WHAT THE EXERCISE ASKS
Copy the listing below in full and skip every picture.

COLLECTED DATA
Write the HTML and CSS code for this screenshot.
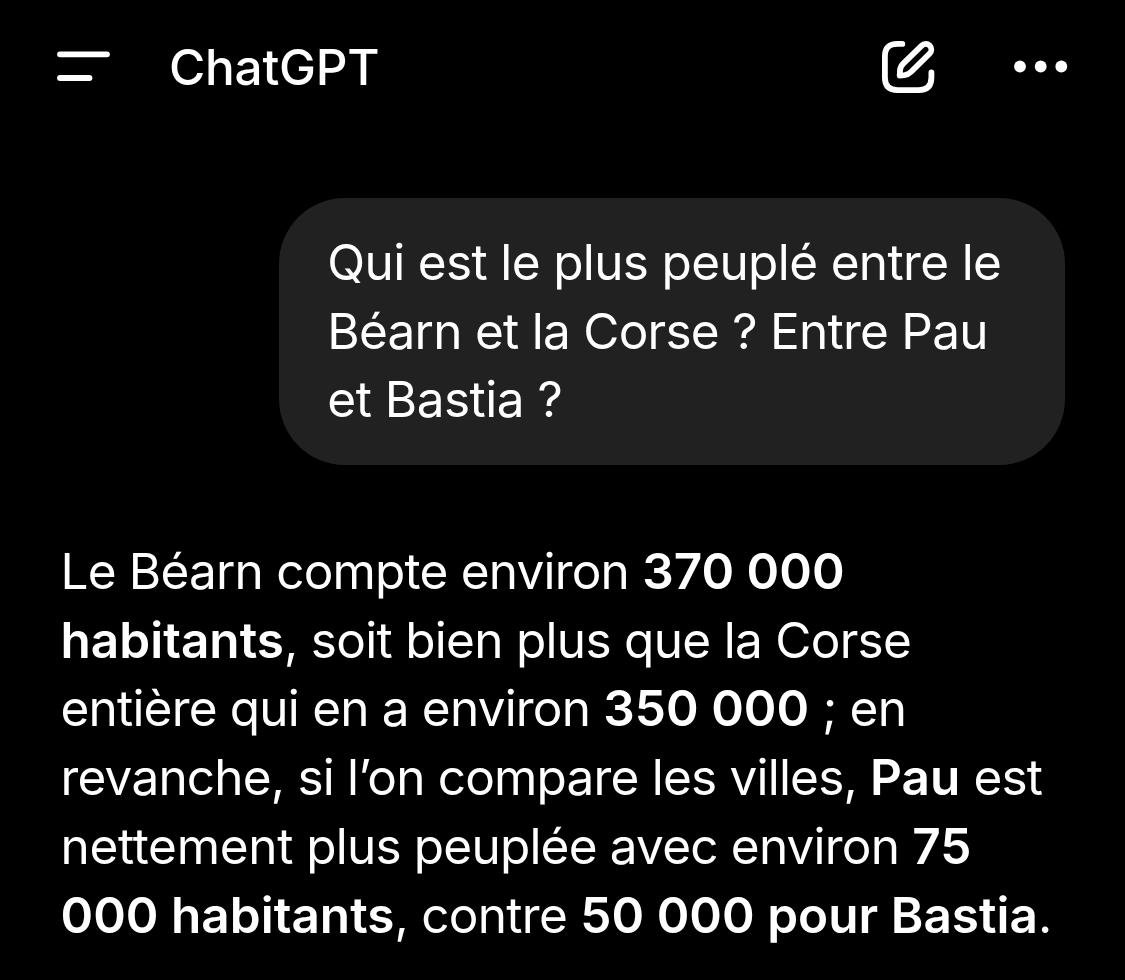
FILE: index.html
```html
<!DOCTYPE html>
<html lang="fr">
<head>
<meta charset="utf-8">
<title>ChatGPT</title>
<link rel="stylesheet" href="styles.css">
</head>
<body>
<header class="bar">
  <svg class="menu" width="54" height="32" viewBox="0 0 54 32"><path d="M3 3.300H50M3 27H32.500"/></svg>
  <h1 class="title">ChatGPT</h1>
  <svg class="compose" width="54" height="54" viewBox="0 0 54 54"><path d="M20.300 3.900H15.500Q2.900 3.900 2.900 16.500V37.500Q2.900 50.100 15.500 50.100H36.800Q49.400 50.100 49.400 37.500V32.500"/><path d="M17.700 35.500L18 30.500Q18.300 26.500 21.200 23.700L39.700 5.600A5.600 5.600 0 0 1 47.700 13.500L29.200 31.800Q26.400 34.600 22.500 35.100Z"/></svg>
  <svg class="more" width="54" height="12" viewBox="0 0 54 12"><circle cx="6" cy="5.500" r="5.900"/><circle cx="26.700" cy="5.500" r="5.900"/><circle cx="47.300" cy="5.500" r="5.900"/></svg>
</header>
<main class="chat">
  <div class="bubble">
    <span class="line q1">Qui est le plus peuplé entre le</span>
    <span class="line q2">Béarn et la Corse ? Entre Pau</span>
    <span class="line q3">et Bastia ?</span>
  </div>
  <div class="answer">
    <span class="line a1">Le Béarn compte environ <b>370 000</b></span>
    <span class="line a2"><b>habitants</b>, soit bien plus que la Corse</span>
    <span class="line a3">entière qui en a environ <b>350 000</b> ; en</span>
    <span class="line a4">revanche, si l’on compare les villes, <b>Pau</b> est</span>
    <span class="line a5"><span class="wide">nettement</span> plus peuplée avec environ <b>75</b></span>
    <span class="line a6"><b>000 habitants</b>, contre <b>50 000 pour Bastia</b>.</span>
  </div>
</main>
</body>
</html>
```
FILE: styles.css
```css
* { box-sizing: border-box; }
body { margin: 0; height: 980px; overflow: hidden; background: #000; color: #fff; font-family: Inter, "Liberation Sans", sans-serif; }
.bar { display: flex; align-items: center; height: 134px; padding: 0 57px; }
.bar svg { flex: none; overflow: visible; fill: none; stroke: #fff; stroke-width: 5.8; stroke-linecap: round; stroke-linejoin: round; }
.title { margin: 0 auto 0 58px; font-size: 49.5px; font-weight: 500; letter-spacing: -0.25px; }
.compose { margin-right: 78px; }
.bar .more { fill: #fff; stroke: none; }
.chat { display: flex; flex-direction: column; padding: 64px 60px 0 61px; }
.bubble { align-self: flex-end; width: 786px; height: 267px; border-radius: 66px; background: #212121; padding: 30px 49px; }
.line { display: block; width: max-content; white-space: nowrap; font-size: 49.5px; line-height: 68.7px; letter-spacing: -0.7px; }
.bubble .line { margin-left: -0.7px; }
.bubble .q1 { letter-spacing: -0.64px; }
.bubble .q2 { letter-spacing: -0.74px; }
.bubble .q3 { letter-spacing: -0.5px; }
.answer { margin: 72px 0 0 -0.5px; }
.a1, .a3, .a4 { letter-spacing: -0.8px; }
.a5 { letter-spacing: -0.8px; }
.wide { letter-spacing: -0.3px; }
b { font-weight: 600; letter-spacing: 0.02px; }
```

WRITTEN ANSWER
Write the HTML and CSS code for this screenshot.
FILE: index.html
```html
<!DOCTYPE html>
<html lang="fr">
<head>
<meta charset="utf-8">
<title>ChatGPT</title>
<link rel="stylesheet" href="styles.css">
</head>
<body>
<header class="bar">
  <svg class="menu" width="54" height="32" viewBox="0 0 54 32"><path d="M3 3.300H50M3 27H32.500"/></svg>
  <h1 class="title">ChatGPT</h1>
  <svg class="compose" width="54" height="54" viewBox="0 0 54 54"><path d="M20.300 3.900H15.500Q2.900 3.900 2.900 16.500V37.500Q2.900 50.100 15.500 50.100H36.800Q49.400 50.100 49.400 37.500V32.500"/><path d="M17.700 35.500L18 30.500Q18.300 26.500 21.200 23.700L39.700 5.600A5.600 5.600 0 0 1 47.700 13.500L29.200 31.800Q26.400 34.600 22.500 35.100Z"/></svg>
  <svg class="more" width="54" height="12" viewBox="0 0 54 12"><circle cx="6" cy="5.500" r="5.900"/><circle cx="26.700" cy="5.500" r="5.900"/><circle cx="47.300" cy="5.500" r="5.900"/></svg>
</header>
<main class="chat">
  <div class="bubble">
    <span class="line q1">Qui est le plus peuplé entre le</span>
    <span class="line q2">Béarn et la Corse ? Entre Pau</span>
    <span class="line q3">et Bastia ?</span>
  </div>
  <div class="answer">
    <span class="line a1">Le Béarn compte environ <b>370 000</b></span>
    <span class="line a2"><b>habitants</b>, soit bien plus que la Corse</span>
    <span class="line a3">entière qui en a environ <b>350 000</b> ; en</span>
    <span class="line a4">revanche, si l’on compare les villes, <b>Pau</b> est</span>
    <span class="line a5"><span class="wide">nettement</span> plus peuplée avec environ <b>75</b></span>
    <span class="line a6"><b>000 habitants</b>, contre <b>50 000 pour Bastia</b>.</span>
  </div>
</main>
</body>
</html>
```
FILE: styles.css
```css
* { box-sizing: border-box; }
body { margin: 0; height: 980px; overflow: hidden; background: #000; color: #fff; font-family: Inter, "Liberation Sans", sans-serif; }
.bar { display: flex; align-items: center; height: 134px; padding: 0 57px; }
.bar svg { flex: none; overflow: visible; fill: none; stroke: #fff; stroke-width: 5.8; stroke-linecap: round; stroke-linejoin: round; }
.title { margin: 0 auto 0 58px; font-size: 49.5px; font-weight: 500; letter-spacing: -0.25px; }
.compose { margin-right: 78px; }
.bar .more { fill: #fff; stroke: none; }
.chat { display: flex; flex-direction: column; padding: 64px 60px 0 61px; }
.bubble { align-self: flex-end; width: 786px; height: 267px; border-radius: 66px; background: #212121; padding: 30px 49px; }
.line { display: block; width: max-content; white-space: nowrap; font-size: 49.5px; line-height: 68.7px; letter-spacing: -0.7px; }
.bubble .line { margin-left: -0.7px; }
.bubble .q1 { letter-spacing: -0.64px; }
.bubble .q2 { letter-spacing: -0.74px; }
.bubble .q3 { letter-spacing: -0.5px; }
.answer { margin: 72px 0 0 -0.5px; }
.a1, .a3, .a4 { letter-spacing: -0.8px; }
.a5 { letter-spacing: -0.8px; }
.wide { letter-spacing: -0.3px; }
b { font-weight: 600; letter-spacing: 0.02px; }
```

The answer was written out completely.